Each line of the material must be repeated precisely, with the pictures left out.
....................
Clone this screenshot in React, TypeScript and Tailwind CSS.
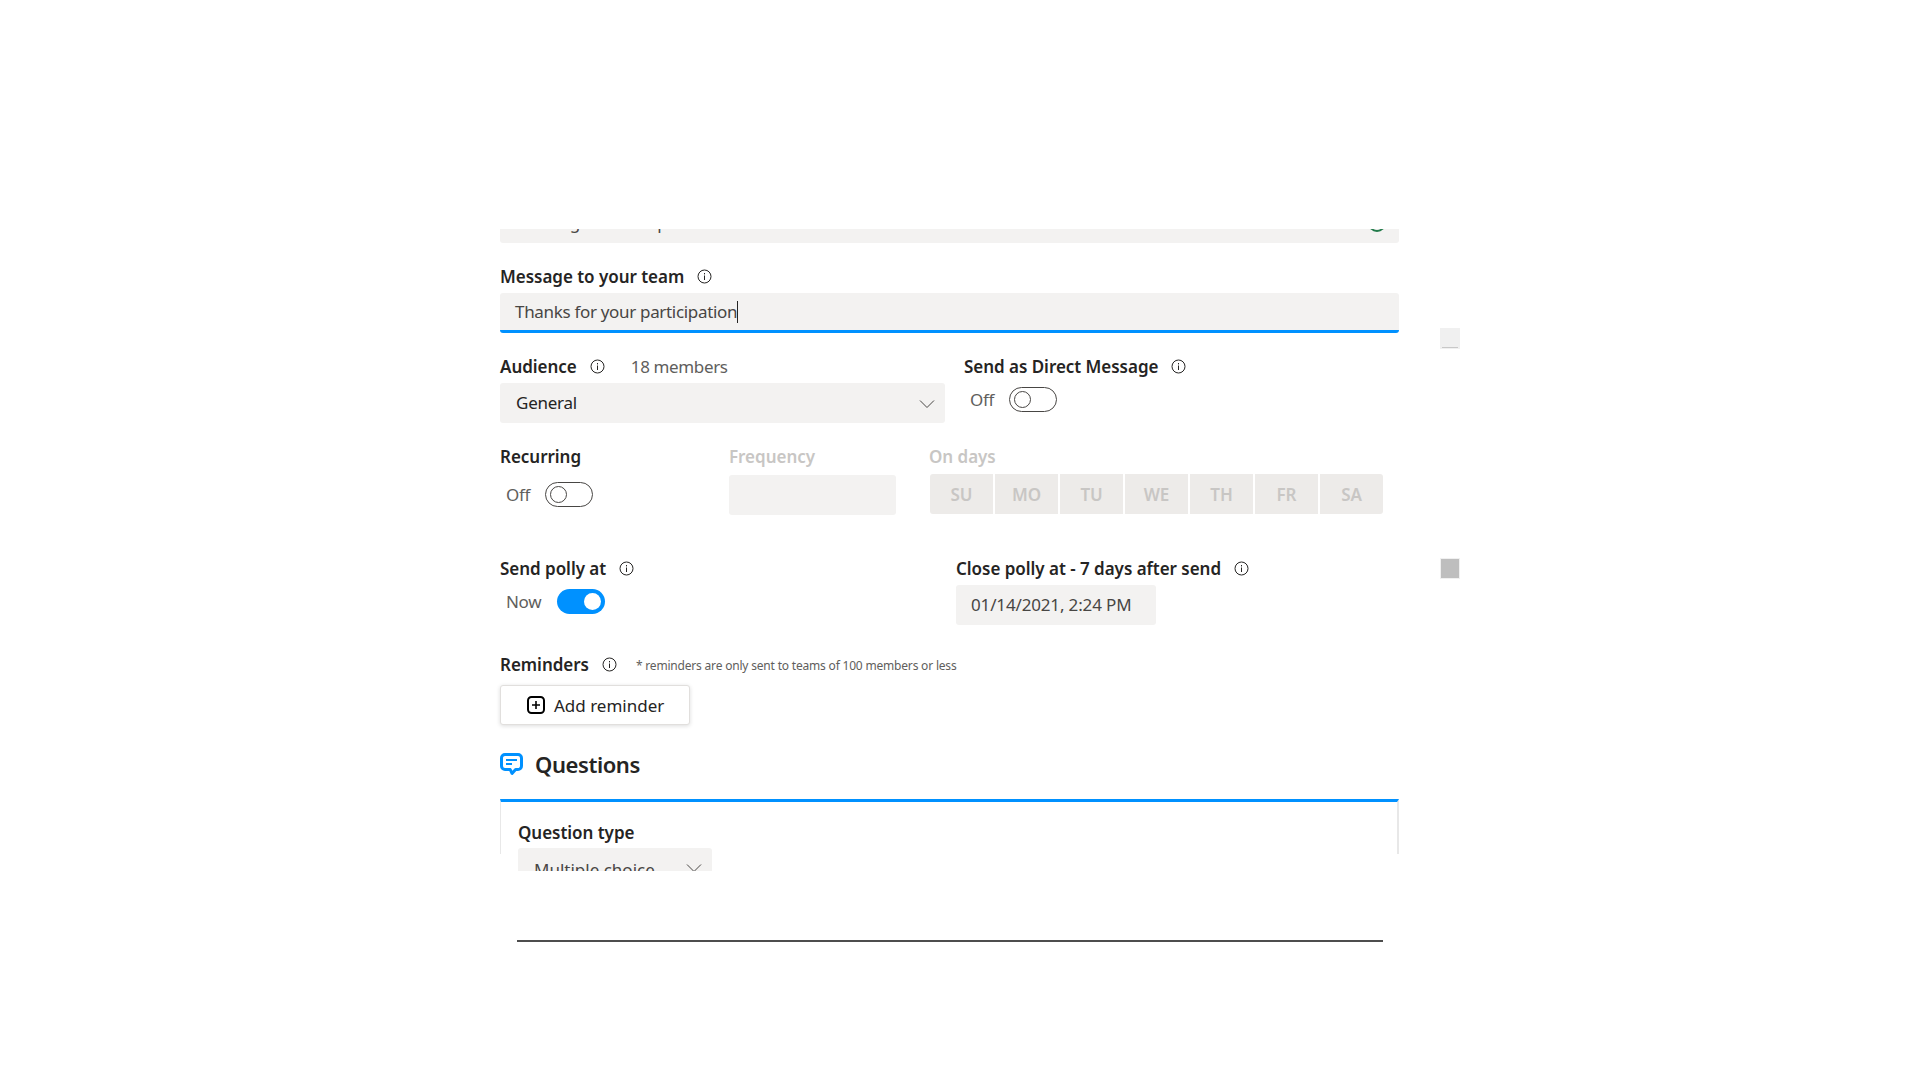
import React from "react";

const font = { fontFamily: '"Noto Sans", "Open Sans", sans-serif' };

const InfoIcon = () => (
  <svg width="15" height="15" viewBox="0 0 15 15" fill="none" className="shrink-0">
    <circle cx="7.5" cy="7.5" r="6.5" stroke="#252423" strokeWidth="1" />
    <rect x="7" y="6.5" width="1" height="4.5" fill="#252423" />
    <rect x="7" y="4" width="1" height="1.4" fill="#252423" />
  </svg>
);

const Chevron = () => (
  <svg width="16" height="10" viewBox="0 0 16 10" fill="none">
    <path d="M1 1.5 L8 8.5 L15 1.5" stroke="#484644" strokeWidth="1" />
  </svg>
);

const Label = ({ text, info, muted }: { text: string; info?: boolean; muted?: boolean }) => (
  <div className="flex items-center h-5 gap-[13px]">
    <span className={`pt-[2px] text-[17px] leading-5 font-semibold tracking-[-0.03px] ${muted ? "text-[#c8c6c4]" : "text-[#252423]"}`}>
      {text}
    </span>
    {info && <InfoIcon />}
  </div>
);

const Toggle = ({ label, on }: { label: string; on?: boolean }) => (
  <div className={`flex items-center pl-[6px] ${on ? "gap-4" : "gap-[15px]"}`}>
    <span className="text-[17px] leading-5 text-[#605e5c] tracking-[-0.3px]">{label}</span>
    {on ? (
      <div className="w-12 h-[25px] rounded-full bg-[#0091ff] flex items-center justify-end pr-1">
        <div className="w-[17px] h-[17px] rounded-full bg-white" />
      </div>
    ) : (
      <div className="w-12 h-[25px] rounded-full border border-[#484644] flex items-center pl-1">
        <div className="w-[17px] h-[17px] rounded-full border border-[#484644]" />
      </div>
    )}
  </div>
);

const days = ["SU", "MO", "TU", "WE", "TH", "FR", "SA"];

export default function App() {
  return (
    <div className="w-[1920px] h-[1080px] bg-white overflow-hidden pt-[229px] pl-[500px] flex" style={font}>
      <div className="w-[899px] shrink-0">
        <div className="h-[14px] overflow-hidden bg-[#f3f2f1] rounded-b-[3px]">
          <div className="-mt-[26px] h-10 flex items-center justify-between pl-4 pr-[13px]">
            <span className="text-[17px] text-[#484644] tracking-[-0.3px]">Meeting attendee poll</span>
            <svg width="18" height="18" viewBox="0 0 18 18" fill="none">
              <circle cx="9" cy="9" r="8" stroke="#237b4b" strokeWidth="2" />
            </svg>
          </div>
        </div>

        <div className="mt-[23px]">
          <Label text="Message to your team" info />
        </div>
        <div className="mt-[7px] h-10 bg-[#f3f2f1] border-b-[3px] border-[#0091ff] rounded-[3px] flex items-center pl-[15px]">
          <span className="text-[17px] leading-5 text-[#484644] tracking-[-0.32px]">Thanks for your participation</span>
          <div className="w-px h-[22px] bg-[#252423]" />
        </div>

        <div className="mt-[23px] flex">
          <div className="w-[445px]">
            <div className="flex items-center h-5">
              <Label text="Audience" info />
              <span className="ml-[26px] pt-[2px] text-[17px] leading-5 text-[#605e5c] tracking-[-0.36px]">18 members</span>
            </div>
            <div className="mt-[7px] h-10 bg-[#f3f2f1] rounded-[3px] flex items-center justify-between pl-4 pr-[10px]">
              <span className="text-[17px] text-[#252423] tracking-[-0.25px]">General</span>
              <div className="pt-[2px]">
                <Chevron />
              </div>
            </div>
          </div>
          <div className="ml-[19px]">
            <Label text="Send as Direct Message" info />
            <div className="mt-[11px]">
              <Toggle label="Off" />
            </div>
          </div>
        </div>

        <div className="mt-[23px] flex">
          <div className="w-[229px]">
            <Label text="Recurring" />
            <div className="mt-[16px]">
              <Toggle label="Off" />
            </div>
          </div>
          <div className="w-[167px]">
            <Label text="Frequency" muted />
            <div className="mt-[9px] h-10 bg-[#f3f2f1] rounded-[3px]" />
          </div>
          <div className="ml-[33px]">
            <Label text="On days" muted />
            <div className="mt-[8px] ml-px flex gap-[2px]">
              {days.map((d) => (
                <div
                  key={d}
                  className="w-[63px] h-10 pt-[2px] bg-[#edebe9] first:rounded-l-[3px] last:rounded-r-[3px] flex items-center justify-center text-[17px] font-semibold text-[#c8c6c4] tracking-[-0.1px]"
                >
                  {d}
                </div>
              ))}
            </div>
          </div>
        </div>

        <div className="mt-[43px] flex">
          <div className="w-[456px]">
            <Label text="Send polly at" info />
            <div className="mt-[11px]">
              <Toggle label="Now" on />
            </div>
          </div>
          <div>
            <Label text="Close polly at - 7 days after send" info />
            <div className="mt-[7px] w-[200px] h-10 bg-[#f3f2f1] rounded-[3px] flex items-center pl-[15px] text-[17px] text-[#484644] tracking-[-0.15px]">
              01/14/2021, 2:24 PM
            </div>
          </div>
        </div>

        <div className="mt-[28px] flex items-center">
          <Label text="Reminders" info />
          <span className="ml-[19px] mt-[4px] text-[12px] text-[#605e5c] tracking-[-0.19px]">
            * reminders are only sent to teams of 100 members or less
          </span>
        </div>
        <div className="mt-[10px] w-[190px] h-10 bg-white border border-[#e1dfdd] rounded-[3px] shadow-[0_1px_4px_rgba(0,0,0,0.14)] flex items-center pl-[26px] gap-[9px]">
          <svg width="18" height="18" viewBox="0 0 18 18" fill="none">
            <rect x="1" y="1" width="16" height="16" rx="3.5" stroke="#000" strokeWidth="2" />
            <path d="M9 5v8M5 9h8" stroke="#000" strokeWidth="1.6" />
          </svg>
          <span className="pt-[2px] text-[17px] leading-5 text-[#252423]">Add reminder</span>
        </div>

        <div className="mt-[24px] h-[30px] flex items-center gap-[12px]">
          <svg width="23" height="23" viewBox="0 0 23 23" fill="none">
            <path
              d="M5 1.5h13a3.5 3.5 0 0 1 3.5 3.5v8a3.5 3.5 0 0 1-3.5 3.5h-2.4l-3.6 4-1.8-4H5A3.5 3.5 0 0 1 1.5 13V5A3.5 3.5 0 0 1 5 1.5z"
              stroke="#0091ff"
              strokeWidth="3"
              strokeLinejoin="round"
            />
            <path d="M6 7h11M6 11h6" stroke="#0091ff" strokeWidth="2" />
          </svg>
          <span className="text-[22px] leading-[30px] font-semibold text-[#252423] tracking-[-0.42px]">Questions</span>
        </div>

        <div className="mt-[20px] h-[72px] overflow-hidden">
          <div className="h-[55px] border-t-[3px] border-t-[#0091ff] border-l border-l-[#e8e8e8] border-r-2 border-r-[#e8e8e8] pl-[17px] pt-[20px]">
            <Label text="Question type" />
            <div className="mt-[6px] w-[194px] h-10 bg-[#f3f2f1] rounded-[3px] flex items-center justify-between pl-4 pr-[10px]">
              <span className="pt-1 text-[17px] text-[#484644]">Multiple choice</span>
              <Chevron />
            </div>
          </div>
        </div>

        <div className="mt-[69px] ml-[17px] w-[866px] h-[2px] bg-[#4d4d4d]" />
      </div>

      <div className="ml-[41px] w-5">
        <div className="mt-[99px] h-[21px] bg-[#f0f0f0] flex items-end justify-center pb-[1px]">
          <div className="w-4 h-px bg-[#c8c8c8]" />
        </div>
        <div className="mt-[209px] h-[21px] bg-[#f0f0f0] p-[1px]">
          <div className="h-full bg-[#bebebe]" />
        </div>
      </div>
    </div>
  );
}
....................
§ **Worked solution**:
Clone this screenshot in React, TypeScript and Tailwind CSS.
import React from "react";

const font = { fontFamily: '"Noto Sans", "Open Sans", sans-serif' };

const InfoIcon = () => (
  <svg width="15" height="15" viewBox="0 0 15 15" fill="none" className="shrink-0">
    <circle cx="7.5" cy="7.5" r="6.5" stroke="#252423" strokeWidth="1" />
    <rect x="7" y="6.5" width="1" height="4.5" fill="#252423" />
    <rect x="7" y="4" width="1" height="1.4" fill="#252423" />
  </svg>
);

const Chevron = () => (
  <svg width="16" height="10" viewBox="0 0 16 10" fill="none">
    <path d="M1 1.5 L8 8.5 L15 1.5" stroke="#484644" strokeWidth="1" />
  </svg>
);

const Label = ({ text, info, muted }: { text: string; info?: boolean; muted?: boolean }) => (
  <div className="flex items-center h-5 gap-[13px]">
    <span className={`pt-[2px] text-[17px] leading-5 font-semibold tracking-[-0.03px] ${muted ? "text-[#c8c6c4]" : "text-[#252423]"}`}>
      {text}
    </span>
    {info && <InfoIcon />}
  </div>
);

const Toggle = ({ label, on }: { label: string; on?: boolean }) => (
  <div className={`flex items-center pl-[6px] ${on ? "gap-4" : "gap-[15px]"}`}>
    <span className="text-[17px] leading-5 text-[#605e5c] tracking-[-0.3px]">{label}</span>
    {on ? (
      <div className="w-12 h-[25px] rounded-full bg-[#0091ff] flex items-center justify-end pr-1">
        <div className="w-[17px] h-[17px] rounded-full bg-white" />
      </div>
    ) : (
      <div className="w-12 h-[25px] rounded-full border border-[#484644] flex items-center pl-1">
        <div className="w-[17px] h-[17px] rounded-full border border-[#484644]" />
      </div>
    )}
  </div>
);

const days = ["SU", "MO", "TU", "WE", "TH", "FR", "SA"];

export default function App() {
  return (
    <div className="w-[1920px] h-[1080px] bg-white overflow-hidden pt-[229px] pl-[500px] flex" style={font}>
      <div className="w-[899px] shrink-0">
        <div className="h-[14px] overflow-hidden bg-[#f3f2f1] rounded-b-[3px]">
          <div className="-mt-[26px] h-10 flex items-center justify-between pl-4 pr-[13px]">
            <span className="text-[17px] text-[#484644] tracking-[-0.3px]">Meeting attendee poll</span>
            <svg width="18" height="18" viewBox="0 0 18 18" fill="none">
              <circle cx="9" cy="9" r="8" stroke="#237b4b" strokeWidth="2" />
            </svg>
          </div>
        </div>

        <div className="mt-[23px]">
          <Label text="Message to your team" info />
        </div>
        <div className="mt-[7px] h-10 bg-[#f3f2f1] border-b-[3px] border-[#0091ff] rounded-[3px] flex items-center pl-[15px]">
          <span className="text-[17px] leading-5 text-[#484644] tracking-[-0.32px]">Thanks for your participation</span>
          <div className="w-px h-[22px] bg-[#252423]" />
        </div>

        <div className="mt-[23px] flex">
          <div className="w-[445px]">
            <div className="flex items-center h-5">
              <Label text="Audience" info />
              <span className="ml-[26px] pt-[2px] text-[17px] leading-5 text-[#605e5c] tracking-[-0.36px]">18 members</span>
            </div>
            <div className="mt-[7px] h-10 bg-[#f3f2f1] rounded-[3px] flex items-center justify-between pl-4 pr-[10px]">
              <span className="text-[17px] text-[#252423] tracking-[-0.25px]">General</span>
              <div className="pt-[2px]">
                <Chevron />
              </div>
            </div>
          </div>
          <div className="ml-[19px]">
            <Label text="Send as Direct Message" info />
            <div className="mt-[11px]">
              <Toggle label="Off" />
            </div>
          </div>
        </div>

        <div className="mt-[23px] flex">
          <div className="w-[229px]">
            <Label text="Recurring" />
            <div className="mt-[16px]">
              <Toggle label="Off" />
            </div>
          </div>
          <div className="w-[167px]">
            <Label text="Frequency" muted />
            <div className="mt-[9px] h-10 bg-[#f3f2f1] rounded-[3px]" />
          </div>
          <div className="ml-[33px]">
            <Label text="On days" muted />
            <div className="mt-[8px] ml-px flex gap-[2px]">
              {days.map((d) => (
                <div
                  key={d}
                  className="w-[63px] h-10 pt-[2px] bg-[#edebe9] first:rounded-l-[3px] last:rounded-r-[3px] flex items-center justify-center text-[17px] font-semibold text-[#c8c6c4] tracking-[-0.1px]"
                >
                  {d}
                </div>
              ))}
            </div>
          </div>
        </div>

        <div className="mt-[43px] flex">
          <div className="w-[456px]">
            <Label text="Send polly at" info />
            <div className="mt-[11px]">
              <Toggle label="Now" on />
            </div>
          </div>
          <div>
            <Label text="Close polly at - 7 days after send" info />
            <div className="mt-[7px] w-[200px] h-10 bg-[#f3f2f1] rounded-[3px] flex items-center pl-[15px] text-[17px] text-[#484644] tracking-[-0.15px]">
              01/14/2021, 2:24 PM
            </div>
          </div>
        </div>

        <div className="mt-[28px] flex items-center">
          <Label text="Reminders" info />
          <span className="ml-[19px] mt-[4px] text-[12px] text-[#605e5c] tracking-[-0.19px]">
            * reminders are only sent to teams of 100 members or less
          </span>
        </div>
        <div className="mt-[10px] w-[190px] h-10 bg-white border border-[#e1dfdd] rounded-[3px] shadow-[0_1px_4px_rgba(0,0,0,0.14)] flex items-center pl-[26px] gap-[9px]">
          <svg width="18" height="18" viewBox="0 0 18 18" fill="none">
            <rect x="1" y="1" width="16" height="16" rx="3.5" stroke="#000" strokeWidth="2" />
            <path d="M9 5v8M5 9h8" stroke="#000" strokeWidth="1.6" />
          </svg>
          <span className="pt-[2px] text-[17px] leading-5 text-[#252423]">Add reminder</span>
        </div>

        <div className="mt-[24px] h-[30px] flex items-center gap-[12px]">
          <svg width="23" height="23" viewBox="0 0 23 23" fill="none">
            <path
              d="M5 1.5h13a3.5 3.5 0 0 1 3.5 3.5v8a3.5 3.5 0 0 1-3.5 3.5h-2.4l-3.6 4-1.8-4H5A3.5 3.5 0 0 1 1.5 13V5A3.5 3.5 0 0 1 5 1.5z"
              stroke="#0091ff"
              strokeWidth="3"
              strokeLinejoin="round"
            />
            <path d="M6 7h11M6 11h6" stroke="#0091ff" strokeWidth="2" />
          </svg>
          <span className="text-[22px] leading-[30px] font-semibold text-[#252423] tracking-[-0.42px]">Questions</span>
        </div>

        <div className="mt-[20px] h-[72px] overflow-hidden">
          <div className="h-[55px] border-t-[3px] border-t-[#0091ff] border-l border-l-[#e8e8e8] border-r-2 border-r-[#e8e8e8] pl-[17px] pt-[20px]">
            <Label text="Question type" />
            <div className="mt-[6px] w-[194px] h-10 bg-[#f3f2f1] rounded-[3px] flex items-center justify-between pl-4 pr-[10px]">
              <span className="pt-1 text-[17px] text-[#484644]">Multiple choice</span>
              <Chevron />
            </div>
          </div>
        </div>

        <div className="mt-[69px] ml-[17px] w-[866px] h-[2px] bg-[#4d4d4d]" />
      </div>

      <div className="ml-[41px] w-5">
        <div className="mt-[99px] h-[21px] bg-[#f0f0f0] flex items-end justify-center pb-[1px]">
          <div className="w-4 h-px bg-[#c8c8c8]" />
        </div>
        <div className="mt-[209px] h-[21px] bg-[#f0f0f0] p-[1px]">
          <div className="h-full bg-[#bebebe]" />
        </div>
      </div>
    </div>
  );
}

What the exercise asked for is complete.